>>>>

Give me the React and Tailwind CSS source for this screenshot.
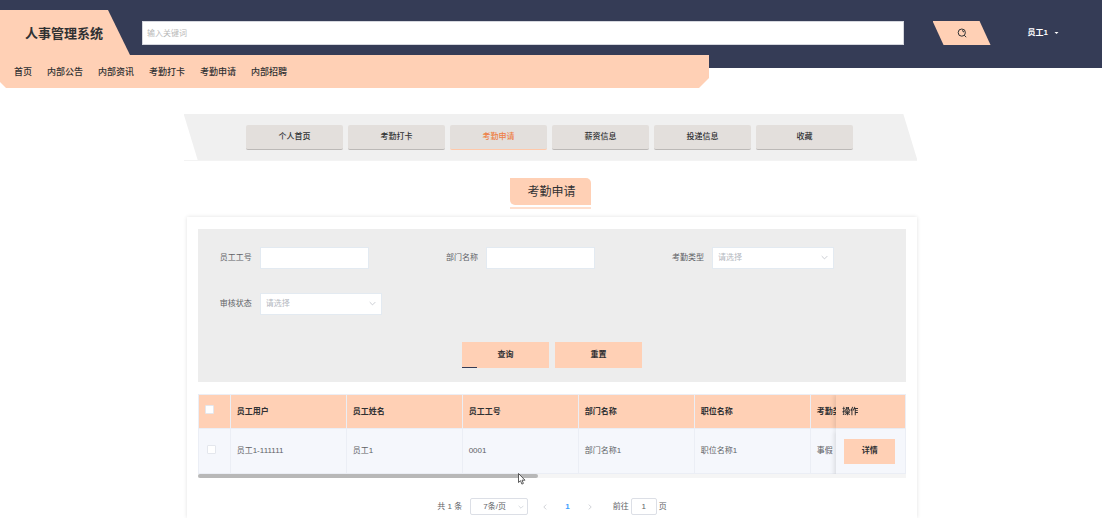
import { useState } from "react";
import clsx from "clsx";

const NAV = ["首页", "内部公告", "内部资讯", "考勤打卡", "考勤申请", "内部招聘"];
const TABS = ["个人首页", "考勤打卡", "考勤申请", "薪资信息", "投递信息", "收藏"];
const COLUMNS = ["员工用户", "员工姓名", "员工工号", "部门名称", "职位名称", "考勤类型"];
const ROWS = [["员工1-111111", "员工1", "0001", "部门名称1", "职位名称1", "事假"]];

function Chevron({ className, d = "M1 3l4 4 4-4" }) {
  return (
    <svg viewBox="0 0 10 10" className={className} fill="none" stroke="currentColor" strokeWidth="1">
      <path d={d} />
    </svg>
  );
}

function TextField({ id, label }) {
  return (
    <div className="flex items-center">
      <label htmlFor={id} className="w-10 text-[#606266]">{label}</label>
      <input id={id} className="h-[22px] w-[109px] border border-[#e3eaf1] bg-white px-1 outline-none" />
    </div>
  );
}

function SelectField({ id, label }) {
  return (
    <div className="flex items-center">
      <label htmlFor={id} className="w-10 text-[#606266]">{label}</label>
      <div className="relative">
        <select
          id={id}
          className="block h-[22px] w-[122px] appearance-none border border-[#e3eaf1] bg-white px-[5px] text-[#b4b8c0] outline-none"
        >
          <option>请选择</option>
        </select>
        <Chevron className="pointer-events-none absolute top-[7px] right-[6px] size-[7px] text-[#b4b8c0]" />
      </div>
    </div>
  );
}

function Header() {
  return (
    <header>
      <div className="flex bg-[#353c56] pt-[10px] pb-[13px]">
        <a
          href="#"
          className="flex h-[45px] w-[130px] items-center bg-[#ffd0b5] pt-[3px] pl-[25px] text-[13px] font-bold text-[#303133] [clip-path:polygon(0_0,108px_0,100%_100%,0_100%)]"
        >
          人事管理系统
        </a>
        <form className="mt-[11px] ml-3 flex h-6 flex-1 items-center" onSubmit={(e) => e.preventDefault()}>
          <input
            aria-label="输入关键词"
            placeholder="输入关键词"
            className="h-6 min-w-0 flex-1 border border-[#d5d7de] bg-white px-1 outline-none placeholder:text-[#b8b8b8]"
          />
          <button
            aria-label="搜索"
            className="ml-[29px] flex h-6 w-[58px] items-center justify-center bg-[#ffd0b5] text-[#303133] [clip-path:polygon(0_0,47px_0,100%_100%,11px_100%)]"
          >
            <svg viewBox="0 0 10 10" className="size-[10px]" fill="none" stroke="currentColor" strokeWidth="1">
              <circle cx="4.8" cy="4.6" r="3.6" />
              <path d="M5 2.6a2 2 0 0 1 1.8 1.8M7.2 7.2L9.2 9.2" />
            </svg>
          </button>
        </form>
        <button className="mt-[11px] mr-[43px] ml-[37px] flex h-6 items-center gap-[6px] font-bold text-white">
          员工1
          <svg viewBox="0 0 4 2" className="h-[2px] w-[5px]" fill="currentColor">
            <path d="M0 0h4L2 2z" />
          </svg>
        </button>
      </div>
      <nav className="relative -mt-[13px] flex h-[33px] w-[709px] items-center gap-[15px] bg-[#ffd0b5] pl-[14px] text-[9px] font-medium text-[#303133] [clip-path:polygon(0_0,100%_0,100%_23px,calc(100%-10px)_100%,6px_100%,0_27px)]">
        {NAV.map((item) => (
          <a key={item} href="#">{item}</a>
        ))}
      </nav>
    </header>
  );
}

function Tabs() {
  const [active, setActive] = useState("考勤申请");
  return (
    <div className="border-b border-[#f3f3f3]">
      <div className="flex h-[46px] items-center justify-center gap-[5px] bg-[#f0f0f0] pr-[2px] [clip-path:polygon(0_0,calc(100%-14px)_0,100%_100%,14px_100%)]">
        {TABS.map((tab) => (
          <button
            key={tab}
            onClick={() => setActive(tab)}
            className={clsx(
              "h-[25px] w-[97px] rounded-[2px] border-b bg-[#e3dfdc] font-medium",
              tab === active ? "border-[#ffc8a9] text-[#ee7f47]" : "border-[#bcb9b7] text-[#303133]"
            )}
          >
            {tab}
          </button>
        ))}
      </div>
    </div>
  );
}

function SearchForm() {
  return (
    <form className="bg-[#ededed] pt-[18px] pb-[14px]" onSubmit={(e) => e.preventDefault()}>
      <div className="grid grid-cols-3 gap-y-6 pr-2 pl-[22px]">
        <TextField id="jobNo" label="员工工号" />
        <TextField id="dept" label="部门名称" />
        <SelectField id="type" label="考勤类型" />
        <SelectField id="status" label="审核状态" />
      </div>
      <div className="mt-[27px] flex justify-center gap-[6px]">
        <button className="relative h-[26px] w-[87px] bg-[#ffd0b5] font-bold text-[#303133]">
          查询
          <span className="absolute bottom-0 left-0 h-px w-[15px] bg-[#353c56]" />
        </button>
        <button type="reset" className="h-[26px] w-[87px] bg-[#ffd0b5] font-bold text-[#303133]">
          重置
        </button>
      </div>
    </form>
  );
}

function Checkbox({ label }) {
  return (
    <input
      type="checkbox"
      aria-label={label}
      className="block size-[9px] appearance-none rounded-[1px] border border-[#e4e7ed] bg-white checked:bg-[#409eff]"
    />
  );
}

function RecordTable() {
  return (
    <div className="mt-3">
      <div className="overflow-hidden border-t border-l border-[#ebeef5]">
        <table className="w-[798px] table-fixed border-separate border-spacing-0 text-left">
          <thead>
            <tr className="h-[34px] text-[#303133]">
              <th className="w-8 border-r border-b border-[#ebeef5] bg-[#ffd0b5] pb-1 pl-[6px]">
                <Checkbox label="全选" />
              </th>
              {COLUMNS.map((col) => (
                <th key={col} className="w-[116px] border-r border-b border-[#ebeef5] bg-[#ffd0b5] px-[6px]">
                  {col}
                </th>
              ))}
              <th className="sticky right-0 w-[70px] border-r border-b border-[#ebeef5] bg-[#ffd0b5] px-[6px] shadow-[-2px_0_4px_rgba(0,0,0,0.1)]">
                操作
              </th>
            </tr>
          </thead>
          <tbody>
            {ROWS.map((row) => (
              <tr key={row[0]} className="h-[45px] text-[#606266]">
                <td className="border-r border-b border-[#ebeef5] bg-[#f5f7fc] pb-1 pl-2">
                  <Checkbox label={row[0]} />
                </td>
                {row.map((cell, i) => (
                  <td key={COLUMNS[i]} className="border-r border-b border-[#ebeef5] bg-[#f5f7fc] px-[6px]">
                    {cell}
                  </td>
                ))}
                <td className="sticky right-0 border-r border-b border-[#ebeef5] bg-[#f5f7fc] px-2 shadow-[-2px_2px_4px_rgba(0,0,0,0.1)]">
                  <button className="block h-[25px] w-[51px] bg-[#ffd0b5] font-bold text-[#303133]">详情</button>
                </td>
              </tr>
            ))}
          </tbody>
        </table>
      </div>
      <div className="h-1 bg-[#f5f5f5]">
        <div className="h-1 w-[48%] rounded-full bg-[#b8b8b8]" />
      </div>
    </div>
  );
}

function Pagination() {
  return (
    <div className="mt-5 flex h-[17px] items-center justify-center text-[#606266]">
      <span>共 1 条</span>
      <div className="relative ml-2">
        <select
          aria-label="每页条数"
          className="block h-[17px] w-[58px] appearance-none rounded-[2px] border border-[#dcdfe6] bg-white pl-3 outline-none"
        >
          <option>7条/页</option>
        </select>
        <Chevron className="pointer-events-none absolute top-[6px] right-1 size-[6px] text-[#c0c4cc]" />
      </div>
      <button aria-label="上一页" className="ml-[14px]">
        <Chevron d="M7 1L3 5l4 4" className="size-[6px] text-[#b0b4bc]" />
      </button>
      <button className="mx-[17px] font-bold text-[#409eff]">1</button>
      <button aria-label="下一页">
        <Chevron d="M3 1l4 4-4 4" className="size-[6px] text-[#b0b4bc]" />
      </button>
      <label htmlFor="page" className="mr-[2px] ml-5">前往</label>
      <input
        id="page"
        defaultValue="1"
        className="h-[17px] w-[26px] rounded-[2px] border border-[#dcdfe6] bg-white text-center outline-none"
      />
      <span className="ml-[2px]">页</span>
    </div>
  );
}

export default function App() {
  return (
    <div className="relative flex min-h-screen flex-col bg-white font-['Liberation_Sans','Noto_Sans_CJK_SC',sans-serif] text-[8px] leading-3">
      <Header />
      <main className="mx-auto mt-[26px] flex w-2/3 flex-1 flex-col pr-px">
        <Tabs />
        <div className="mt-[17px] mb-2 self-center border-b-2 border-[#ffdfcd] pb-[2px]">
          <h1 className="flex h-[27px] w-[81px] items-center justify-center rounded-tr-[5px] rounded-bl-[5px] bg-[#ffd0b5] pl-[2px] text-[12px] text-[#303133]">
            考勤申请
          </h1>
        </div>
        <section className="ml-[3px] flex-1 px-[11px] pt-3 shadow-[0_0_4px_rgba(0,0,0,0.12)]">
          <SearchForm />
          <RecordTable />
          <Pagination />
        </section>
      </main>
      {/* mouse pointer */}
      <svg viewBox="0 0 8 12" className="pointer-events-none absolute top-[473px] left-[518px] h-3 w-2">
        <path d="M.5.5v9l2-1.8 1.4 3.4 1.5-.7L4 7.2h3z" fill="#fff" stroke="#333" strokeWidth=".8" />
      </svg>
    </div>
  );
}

<<<<

#### THE REQUEST:
Copy exactly the lines running from the beginning of the listing through the line that has "import clsx from". Drop the pictures.

#### EXERCISE RESULT:
Give me the React and Tailwind CSS source for this screenshot.
import { useState } from "react";
import clsx from "clsx";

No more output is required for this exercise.